In any event, Johnson's hybrid skills saw him managing a team of telecoms engineers at BT at the age of 23. It proved to be a testing entry to the world of team building and people management.
"When you're young and you have people who are a lot older and more experienced than you, you can't just rely on your intellect to give you authority," he says. "You sometimes have to handle quite difficult situations which you're not equipped for."
That is when it can all go horribly wrong unless you are prepared to take advice. Johnson valued the opportunity to talk to a mentor, an older manager at BT. "I didn't really understand some of the stuff I was getting into, and he was able to give me some good advice," Johnson recalls.
There is no one way to develop a successful career, but one essential is the willingness to move on and take on new challenges. After six years, Johnson moved into consultancy, initially with one of the big players and then in a self-employed capacity.
He worked on major projects with famous names such as Marks & Spencer, Abbey National and Baring Securities, where he was seconded as IT manager reporting to the finance director (before Nick Leeson wreaked havoc on the hapless bank). When he became self-employed he worked on large projects for a string of other famous companies, such as Legal & General Assurance, Nationwide Building Society and the London Stock Exchange.
So if you're a self-employed consultant, what's the secret of winning blue-chip clients such as these? "You must have a really good reputation," says Johnson. "One way I set out to distinguish myself from others was by including all my previous client names on my CV. Some others only used to put things like 'large financial institution'.
"I used to tell potential clients that they could approach anybody for whom I'd ever worked for a reference - because I had nothing to hide."
Johnson's open approach was a confidence booster for potential clients and his interest in people made him a good networker. He is a frequent attendant at IT industry events and spends considerable time building contacts.
Most importantly, his approach to clients was designed to build confidence early on. "Typically, I would go to a client and do a piece of work," he explains. "Then, if there was a big project, I would write a strategy paper setting out how I would tackle it. That initial month helped me to understand the problem, but it also enabled me to explain to them how I would set about fixing it before they made a commitment to hire me in the longer term."
On several occasions during his consultancy years, Johnson found himself parachuted into organisations as an interim manager. One such example was at National Westminster Bank, where he led a project to develop and implement management processes for 2,000 staff.
"In interim assignments, it was important to go in and make a difference quickly," he says. "At the same time, you have to take the people with you. I never used to think that I could simply railroad the permanent staff just because I would only be there for a few months.
"By getting commitment from the permanent staff, it was possible to make sure that the changes I was making would be successful and, effectively, glued into the organisation for the future."

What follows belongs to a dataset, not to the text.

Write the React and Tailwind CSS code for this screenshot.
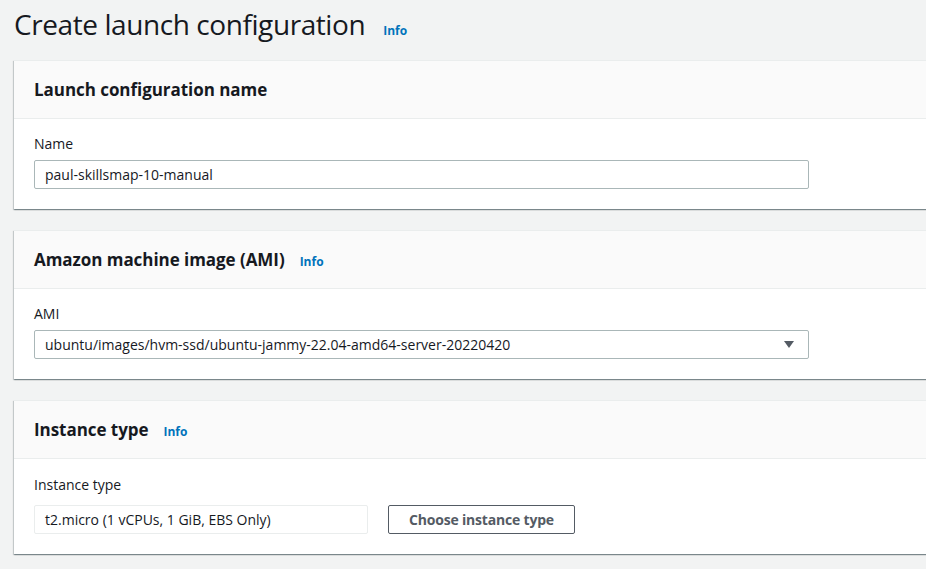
import React from "react";

const font = { fontFamily: '"Open Sans", "Noto Sans", Arial, sans-serif' };

function Info({ className = "" }) {
  return (
    <span className={"text-[12px] font-bold text-[#0073bb] leading-none " + className}>Info</span>
  );
}

function Card({ title, info, children }) {
  return (
    <section className="w-[940px] bg-white border-t border-[#eaeded] shadow-[0_1px_1px_0_rgba(0,28,36,0.3),1px_1px_1px_0_rgba(0,28,36,0.15),-1px_1px_1px_0_rgba(0,28,36,0.15)]">
      <div className="h-[58px] bg-[#fafafa] border-b border-[#eaeded] px-5 flex items-center gap-[15px]">
        <h2 className="text-[17px] font-bold text-[#16191f] leading-[22px] tracking-[-0.05px]">{title}</h2>
        {info && <Info className="mt-[4px]" />}
      </div>
      <div className="px-5 pt-[15px] pb-[20px]">{children}</div>
    </section>
  );
}

export default function App() {
  return (
    <div style={font} className="w-[926px] h-[569px] overflow-hidden bg-[#f2f3f3] text-[#16191f]">
      <div className="pl-[14px]">
        <div className="h-[60px] flex items-baseline gap-[18px] pt-[4px]">
          <h1 className="text-[28px] leading-[40px] font-normal text-[#16191f] tracking-[-0.42px]">
            Create launch configuration
          </h1>
          <Info />
        </div>
        <div className="flex flex-col gap-[21px]">
          <Card title="Launch configuration name">
            <label className="block text-[14px] leading-[20px] mb-[6px]">Name</label>
            <div className="w-[775px] h-[29px] border border-[#aab7b8] rounded-[2px] flex items-center px-[10px] text-[14px]">
              paul-skillsmap-10-manual
            </div>
          </Card>
          <Card title="Amazon machine image (AMI)" info>
            <label className="block text-[14px] leading-[20px] mb-[6px]">AMI</label>
            <div className="w-[775px] h-[29px] border border-[#aab7b8] rounded-[2px] flex items-center justify-between pl-[10px] pr-[14px] text-[14px]">
              <span>ubuntu/images/hvm-ssd/ubuntu-jammy-22.04-amd64-server-20220420</span>
              <svg width="10" height="7" viewBox="0 0 10 7">
                <path d="M0 0 H10 L5 7 Z" fill="#545b64" />
              </svg>
            </div>
          </Card>
          <Card title="Instance type" info>
            <div className="pt-[1px]">
              <label className="block text-[14px] leading-[20px] mb-[10px]">Instance type</label>
              <div className="flex items-center gap-[20px]">
                <div className="w-[334px] h-[29px] border border-[#eaeded] rounded-[2px] flex items-center px-[10px] text-[14px]">
                  t2.micro (1 vCPUs, 1 GiB, EBS Only)
                </div>
                <button className="w-[187px] h-[29px] border border-[#545b64] rounded-[2px] text-[14px] font-bold text-[#545b64] bg-white flex items-center justify-center tracking-[-0.2px]">
                  Choose instance type
                </button>
              </div>
            </div>
          </Card>
        </div>
      </div>
    </div>
  );
}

Any IT professional faced with the same kind of situation should make certain their actions match their words, advises Johnson. "It's about being as open and honest with people as you can be, given the nature of the situation you're dealing with. You need to take other people's views into account but, at the end of the day, you're the boss and it's your decision.
"And if you make a mistake, instead of blaming others you must take it on the chin yourself. In some cases, if your team makes a mistake which isn't your fault, you may also want to take it on the chin. It reinforces the fact that you're on their side."
Johnson was finally tempted out of consultancy by an offer from John Hirst, then chief executive of FTSE 250 company Premier Farnell, to work some transformation magic on the firm's sprawling IT function. The challenge was to take five disparate IT departments and mould them into one global function.
The task eventually saw Johnson running a global IT department with staff in Europe, United States, Asia and Australia. "When you're managing such a disparate team, you have to spend a lot of time with them, which means plenty of travelling," says Johnson.
Over the years, he has developed a simple principle for communicating with people: "If I have to disseminate information, I use e-mail. If I need to have a conversation with someone, I telephone them.
"But if there's a problem, I do it face to face.
"A lot of people try to deal with problems by e-mail but then you get e-mail wars going on, which is terribly unhelpful."
One other characteristic of Johnson's career which younger IT pros should note is the fact that he's never been afraid to step into the unknown. For example, during his consultancy period, he was involved in launching a company on the stock exchange - a task for which he'd had no previous experience.
Taking on a task which seems very difficult and achieving it gives you an inner self-confidence, he says. "You might not know how to do something, but there are plenty of people who do and can advise you," he adds. "You might think you could never do anything like that. Actually, you can."
CV: GRAHAM JOHNSON
1981: Leaves Durham University with degree in applied physics and electronics and joins British Telecom International as an executive engineer.
1987: Moves into consultanccy with accountancy firm Deloitte Haskins & Sells (now part of IBM). Works on projects for blue-chip companies Abbey National, Baring Securities and Marks & Spencer.
1989: Becomes managing director and principal consultant at JFS Consultancy Services. Under the auspices of JFS works as an interim manager for National Westminster bank among other projects.
2000: Seconded from JFS to an internet service provider to create a subsidiary company offering financial services over the internet - Intermutual Financial Services.
2001: Back at JFS and leading a team of 50 as interim head of financial systems at Axa Insurance.
2002: Joins Premier Farnell as CIO to lead a team of 230 IT professionals in UK, United States, China and Australia.
2008: Joins Ecclesiastical Insurance as transformation director.
Graham Johnson's role at Ecclesiastical Insurance is to drive an ambitious programme of change across the company. Because he is very new to the role, he is still formulating the detail of his approach. But it is already clear he will have direct reports from the IT, business consultancy, programme management office, human resources and strategic planning functions. He also has responsibility for facilities - buildings and so on - and is deciding how to organise this part of his remit.